Phase 2: Fix the problem

Once specific data quality issues are identified, the next phase involves planning and executing processes for the improvement of the data. This is done by:

* ensuring that edits and validations occur during original data capture

* assigning clear procedures to improve data entry processes

* conducting intensive training and performance measure refinement

* performing data checks as information flows from application to application.

Phase 3: Control the problem

After data correction, the final step is to establish a control mechanism to ensure that high levels of data quality are maintained on an ongoing basis.

To monitor and control data effectively, organisations need to investigate:

* ongoing reporting and analysis of potential problem areas

* an alerting mechanism that recognises out-of-control data records and automatically flags the data owner or responsible party.

Data monitoring tool

A data monitoring tool (typically a computerised application) requires a repository  to store and manage all existing business rules. This repository should allow authorised users to track and note trends in specific rules and their violations. Business users can view rule exceptions and track violations over time.

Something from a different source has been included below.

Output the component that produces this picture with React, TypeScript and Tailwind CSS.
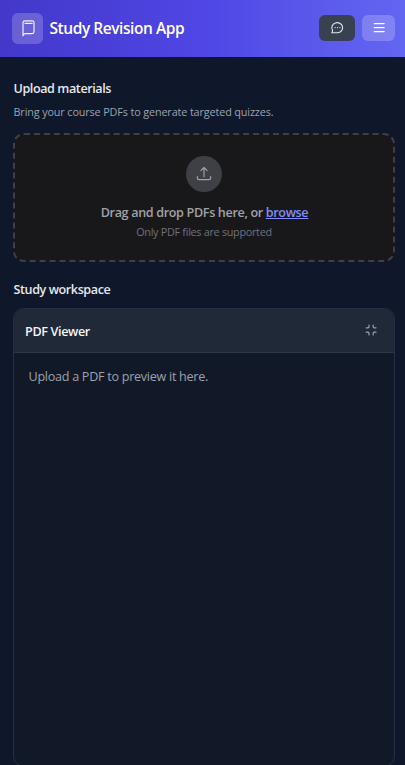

This system should provide a single view into how, and when, data are exceeding preset quality limits, and take the appropriate corrective actions.

 

IT strategy may be achieved probably more efficiently and effectively, by implementing a suitable set of controls  by reviewing, changing, adding, deleting, customising them, etc. to meet the IT needs, demands and operating mode of the given organisation, and operating them with continuous diligence. These controls, as we have seen, may include policies, practices, procedures, organisational structures and specialised tools. These controls will need to be established to ensure that the specific IT strategic objectives of the organisation can be met.